Output exactly the lines from the first line of the records below through the line containing "import React from", both included, leaving out any pictures.

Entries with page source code
>> Start

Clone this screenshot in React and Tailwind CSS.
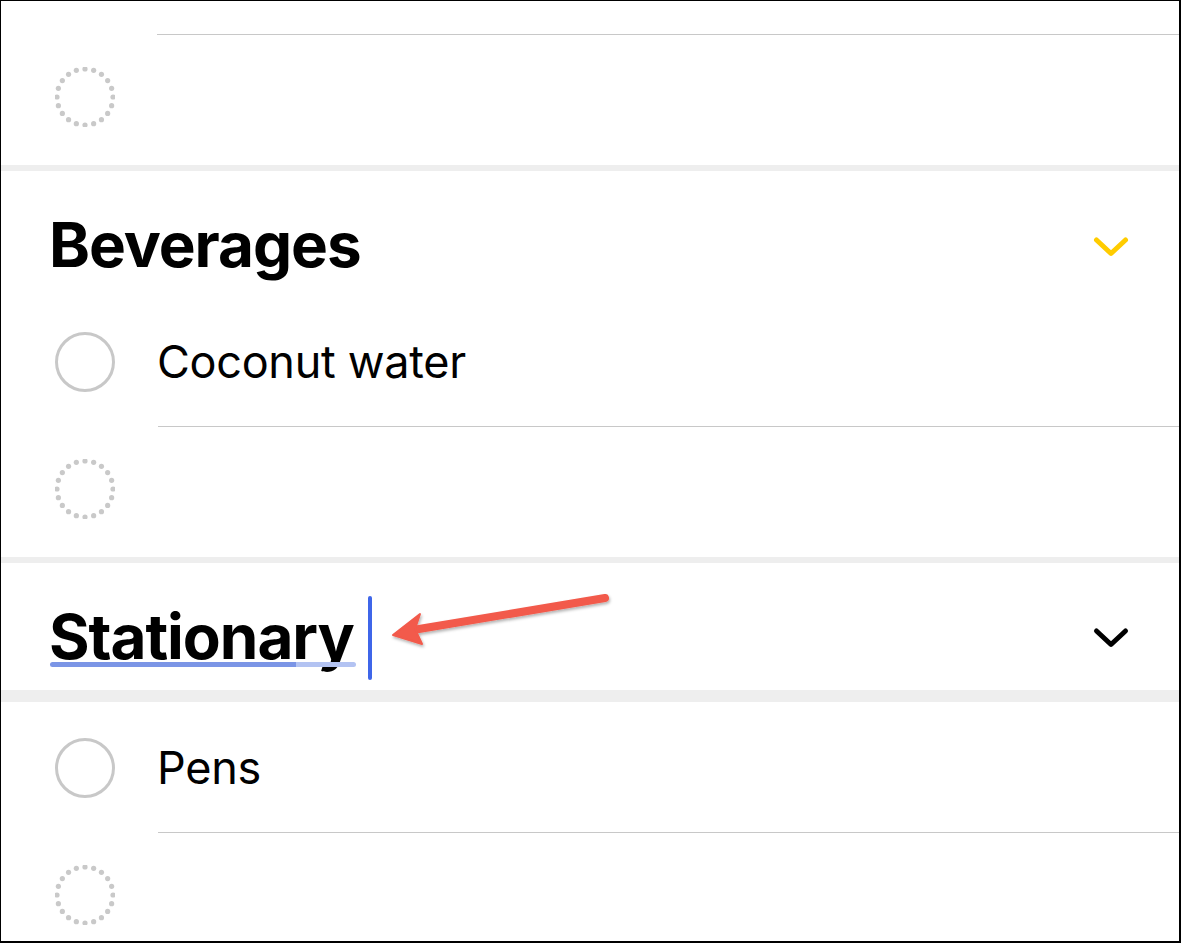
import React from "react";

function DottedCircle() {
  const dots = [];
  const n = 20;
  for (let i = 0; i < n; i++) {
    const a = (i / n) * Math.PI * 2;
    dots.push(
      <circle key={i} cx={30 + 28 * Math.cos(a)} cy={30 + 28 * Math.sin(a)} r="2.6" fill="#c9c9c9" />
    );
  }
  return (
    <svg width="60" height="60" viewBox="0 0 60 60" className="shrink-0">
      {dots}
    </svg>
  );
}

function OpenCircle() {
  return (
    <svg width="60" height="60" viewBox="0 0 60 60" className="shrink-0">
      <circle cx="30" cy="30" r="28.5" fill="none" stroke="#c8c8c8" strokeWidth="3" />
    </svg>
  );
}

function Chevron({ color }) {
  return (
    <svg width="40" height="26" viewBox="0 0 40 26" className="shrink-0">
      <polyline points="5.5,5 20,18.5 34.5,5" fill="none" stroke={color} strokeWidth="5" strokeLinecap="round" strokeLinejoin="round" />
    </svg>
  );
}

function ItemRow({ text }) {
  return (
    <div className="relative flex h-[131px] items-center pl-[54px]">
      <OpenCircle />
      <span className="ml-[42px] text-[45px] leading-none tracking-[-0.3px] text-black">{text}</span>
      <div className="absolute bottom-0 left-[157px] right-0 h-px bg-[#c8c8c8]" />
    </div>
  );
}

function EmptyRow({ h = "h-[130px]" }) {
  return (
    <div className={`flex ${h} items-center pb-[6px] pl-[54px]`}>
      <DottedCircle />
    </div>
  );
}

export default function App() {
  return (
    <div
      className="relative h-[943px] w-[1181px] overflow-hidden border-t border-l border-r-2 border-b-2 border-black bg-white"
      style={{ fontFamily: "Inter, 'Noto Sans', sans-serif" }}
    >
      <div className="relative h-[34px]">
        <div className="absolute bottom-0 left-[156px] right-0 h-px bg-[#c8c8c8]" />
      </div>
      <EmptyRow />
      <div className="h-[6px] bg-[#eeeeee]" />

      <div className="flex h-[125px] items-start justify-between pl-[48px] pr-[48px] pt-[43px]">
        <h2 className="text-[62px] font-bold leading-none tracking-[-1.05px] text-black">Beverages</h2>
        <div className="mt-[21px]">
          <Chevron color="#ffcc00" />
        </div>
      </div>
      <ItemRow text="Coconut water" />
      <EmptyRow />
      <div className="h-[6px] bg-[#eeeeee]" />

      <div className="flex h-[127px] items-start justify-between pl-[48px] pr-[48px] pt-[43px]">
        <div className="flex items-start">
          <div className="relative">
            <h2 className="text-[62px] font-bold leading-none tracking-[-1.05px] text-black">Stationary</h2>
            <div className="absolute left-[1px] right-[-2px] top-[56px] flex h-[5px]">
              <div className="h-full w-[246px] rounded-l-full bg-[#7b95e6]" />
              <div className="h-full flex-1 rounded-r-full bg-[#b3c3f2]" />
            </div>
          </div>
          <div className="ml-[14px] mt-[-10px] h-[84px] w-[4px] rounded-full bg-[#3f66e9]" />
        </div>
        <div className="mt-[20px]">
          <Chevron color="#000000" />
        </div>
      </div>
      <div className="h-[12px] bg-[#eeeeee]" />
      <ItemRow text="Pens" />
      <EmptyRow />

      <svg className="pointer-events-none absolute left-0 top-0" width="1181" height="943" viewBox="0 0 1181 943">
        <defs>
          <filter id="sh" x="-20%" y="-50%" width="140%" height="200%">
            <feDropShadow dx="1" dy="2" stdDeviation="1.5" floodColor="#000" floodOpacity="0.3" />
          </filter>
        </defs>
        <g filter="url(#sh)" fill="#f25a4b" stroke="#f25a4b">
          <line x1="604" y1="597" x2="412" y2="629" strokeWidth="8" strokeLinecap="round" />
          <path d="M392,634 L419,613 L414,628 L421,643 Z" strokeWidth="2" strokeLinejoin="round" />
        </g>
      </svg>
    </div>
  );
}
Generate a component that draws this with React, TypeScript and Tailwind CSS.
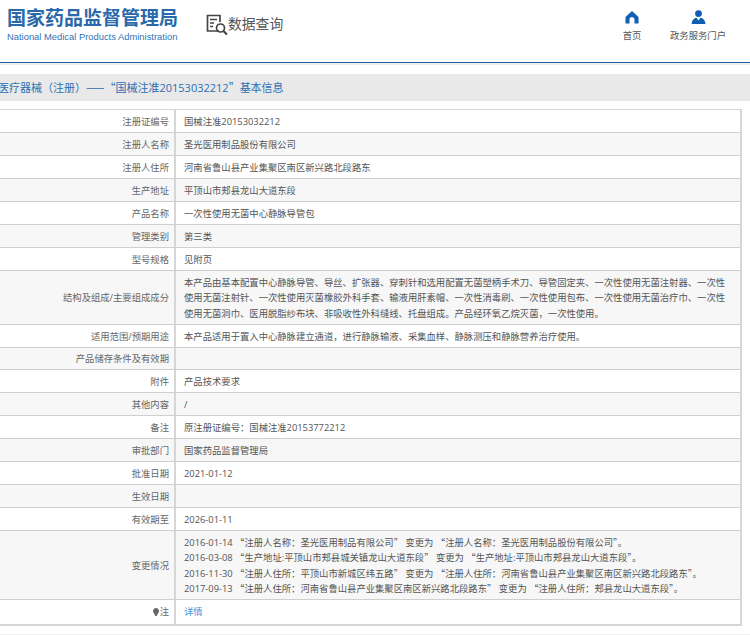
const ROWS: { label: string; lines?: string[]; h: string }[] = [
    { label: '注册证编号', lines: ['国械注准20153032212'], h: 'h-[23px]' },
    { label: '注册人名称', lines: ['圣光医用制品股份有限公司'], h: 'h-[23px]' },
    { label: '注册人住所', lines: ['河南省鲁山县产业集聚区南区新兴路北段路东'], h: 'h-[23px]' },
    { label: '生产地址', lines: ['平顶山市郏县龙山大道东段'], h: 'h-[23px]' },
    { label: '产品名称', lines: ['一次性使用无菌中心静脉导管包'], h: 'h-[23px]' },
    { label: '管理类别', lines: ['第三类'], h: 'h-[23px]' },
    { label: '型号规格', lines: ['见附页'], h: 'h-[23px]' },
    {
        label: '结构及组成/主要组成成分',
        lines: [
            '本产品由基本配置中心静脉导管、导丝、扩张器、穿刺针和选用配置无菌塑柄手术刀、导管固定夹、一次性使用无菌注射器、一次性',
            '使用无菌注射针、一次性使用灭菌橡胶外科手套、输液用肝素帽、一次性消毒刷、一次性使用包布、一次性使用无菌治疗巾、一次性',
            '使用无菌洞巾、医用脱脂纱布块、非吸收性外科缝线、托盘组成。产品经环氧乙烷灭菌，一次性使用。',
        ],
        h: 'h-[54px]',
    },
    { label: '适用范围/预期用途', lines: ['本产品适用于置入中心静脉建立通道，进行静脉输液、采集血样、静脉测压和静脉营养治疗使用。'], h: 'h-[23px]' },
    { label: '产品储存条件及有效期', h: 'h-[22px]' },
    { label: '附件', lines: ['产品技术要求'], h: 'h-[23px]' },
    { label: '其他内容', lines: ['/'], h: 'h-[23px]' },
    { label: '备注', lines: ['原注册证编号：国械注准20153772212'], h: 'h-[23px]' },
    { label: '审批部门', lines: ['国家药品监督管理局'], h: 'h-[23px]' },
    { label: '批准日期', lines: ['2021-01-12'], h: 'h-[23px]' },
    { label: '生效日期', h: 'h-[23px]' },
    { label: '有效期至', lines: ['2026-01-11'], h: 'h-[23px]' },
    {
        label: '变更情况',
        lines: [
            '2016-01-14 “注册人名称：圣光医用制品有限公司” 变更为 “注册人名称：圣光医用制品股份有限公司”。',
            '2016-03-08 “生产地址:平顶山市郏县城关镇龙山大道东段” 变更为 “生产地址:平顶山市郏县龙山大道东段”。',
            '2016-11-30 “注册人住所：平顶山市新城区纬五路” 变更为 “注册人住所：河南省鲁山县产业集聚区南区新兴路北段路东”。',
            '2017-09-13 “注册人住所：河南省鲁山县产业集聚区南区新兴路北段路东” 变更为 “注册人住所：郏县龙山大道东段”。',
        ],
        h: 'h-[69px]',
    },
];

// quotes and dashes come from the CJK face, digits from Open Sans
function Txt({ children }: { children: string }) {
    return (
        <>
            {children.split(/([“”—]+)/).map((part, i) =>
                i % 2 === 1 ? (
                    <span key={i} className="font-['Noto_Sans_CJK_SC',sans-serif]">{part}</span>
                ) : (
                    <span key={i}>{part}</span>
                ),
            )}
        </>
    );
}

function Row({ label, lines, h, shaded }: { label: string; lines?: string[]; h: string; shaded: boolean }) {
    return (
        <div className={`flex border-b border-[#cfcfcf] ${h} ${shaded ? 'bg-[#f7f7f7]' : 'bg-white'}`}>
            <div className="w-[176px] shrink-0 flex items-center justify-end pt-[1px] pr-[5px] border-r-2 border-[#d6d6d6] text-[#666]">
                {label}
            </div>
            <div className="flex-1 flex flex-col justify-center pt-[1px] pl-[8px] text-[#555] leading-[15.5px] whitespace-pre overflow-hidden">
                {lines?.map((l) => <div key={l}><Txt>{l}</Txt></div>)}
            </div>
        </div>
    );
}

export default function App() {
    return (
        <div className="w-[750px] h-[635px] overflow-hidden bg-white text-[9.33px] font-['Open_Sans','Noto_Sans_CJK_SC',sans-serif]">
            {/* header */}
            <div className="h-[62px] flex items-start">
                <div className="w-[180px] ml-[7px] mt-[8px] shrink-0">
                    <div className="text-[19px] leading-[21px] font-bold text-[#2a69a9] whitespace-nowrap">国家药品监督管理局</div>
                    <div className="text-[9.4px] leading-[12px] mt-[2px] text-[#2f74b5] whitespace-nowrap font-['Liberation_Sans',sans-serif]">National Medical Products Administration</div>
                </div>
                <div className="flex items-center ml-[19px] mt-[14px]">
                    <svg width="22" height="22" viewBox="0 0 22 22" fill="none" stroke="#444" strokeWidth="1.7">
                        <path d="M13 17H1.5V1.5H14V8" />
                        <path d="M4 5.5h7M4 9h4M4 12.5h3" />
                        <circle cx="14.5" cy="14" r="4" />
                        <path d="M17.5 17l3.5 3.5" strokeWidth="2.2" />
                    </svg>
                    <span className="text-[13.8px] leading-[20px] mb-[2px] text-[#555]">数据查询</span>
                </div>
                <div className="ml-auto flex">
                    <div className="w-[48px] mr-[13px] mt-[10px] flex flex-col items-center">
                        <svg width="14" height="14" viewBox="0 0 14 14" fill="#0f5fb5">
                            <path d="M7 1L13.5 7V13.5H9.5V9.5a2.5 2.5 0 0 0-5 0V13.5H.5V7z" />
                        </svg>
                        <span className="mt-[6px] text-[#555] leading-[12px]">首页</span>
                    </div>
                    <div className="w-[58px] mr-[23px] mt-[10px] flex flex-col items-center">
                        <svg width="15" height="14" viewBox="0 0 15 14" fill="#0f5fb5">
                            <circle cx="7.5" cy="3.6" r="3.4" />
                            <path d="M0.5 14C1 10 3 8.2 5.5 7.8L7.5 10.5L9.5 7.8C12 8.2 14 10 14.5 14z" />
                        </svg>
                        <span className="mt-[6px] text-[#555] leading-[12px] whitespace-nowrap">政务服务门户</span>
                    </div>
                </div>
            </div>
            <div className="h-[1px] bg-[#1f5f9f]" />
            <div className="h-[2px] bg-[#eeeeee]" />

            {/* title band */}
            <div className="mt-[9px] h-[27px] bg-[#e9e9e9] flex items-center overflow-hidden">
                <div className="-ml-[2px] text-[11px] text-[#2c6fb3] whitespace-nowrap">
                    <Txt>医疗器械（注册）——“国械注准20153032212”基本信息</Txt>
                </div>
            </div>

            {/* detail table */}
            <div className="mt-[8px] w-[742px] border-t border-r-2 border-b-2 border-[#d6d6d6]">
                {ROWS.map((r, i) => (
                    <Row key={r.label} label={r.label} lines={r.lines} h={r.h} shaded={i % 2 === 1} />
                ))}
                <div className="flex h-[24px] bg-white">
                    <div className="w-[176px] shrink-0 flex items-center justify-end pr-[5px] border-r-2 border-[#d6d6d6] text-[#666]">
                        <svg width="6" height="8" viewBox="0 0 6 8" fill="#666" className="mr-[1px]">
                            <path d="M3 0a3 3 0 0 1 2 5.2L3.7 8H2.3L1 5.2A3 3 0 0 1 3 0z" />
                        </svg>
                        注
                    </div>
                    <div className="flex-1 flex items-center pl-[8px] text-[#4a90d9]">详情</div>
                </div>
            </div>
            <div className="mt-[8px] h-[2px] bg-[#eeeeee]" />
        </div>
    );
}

>> End

## The output
Clone this screenshot in React and Tailwind CSS.
import React from "react";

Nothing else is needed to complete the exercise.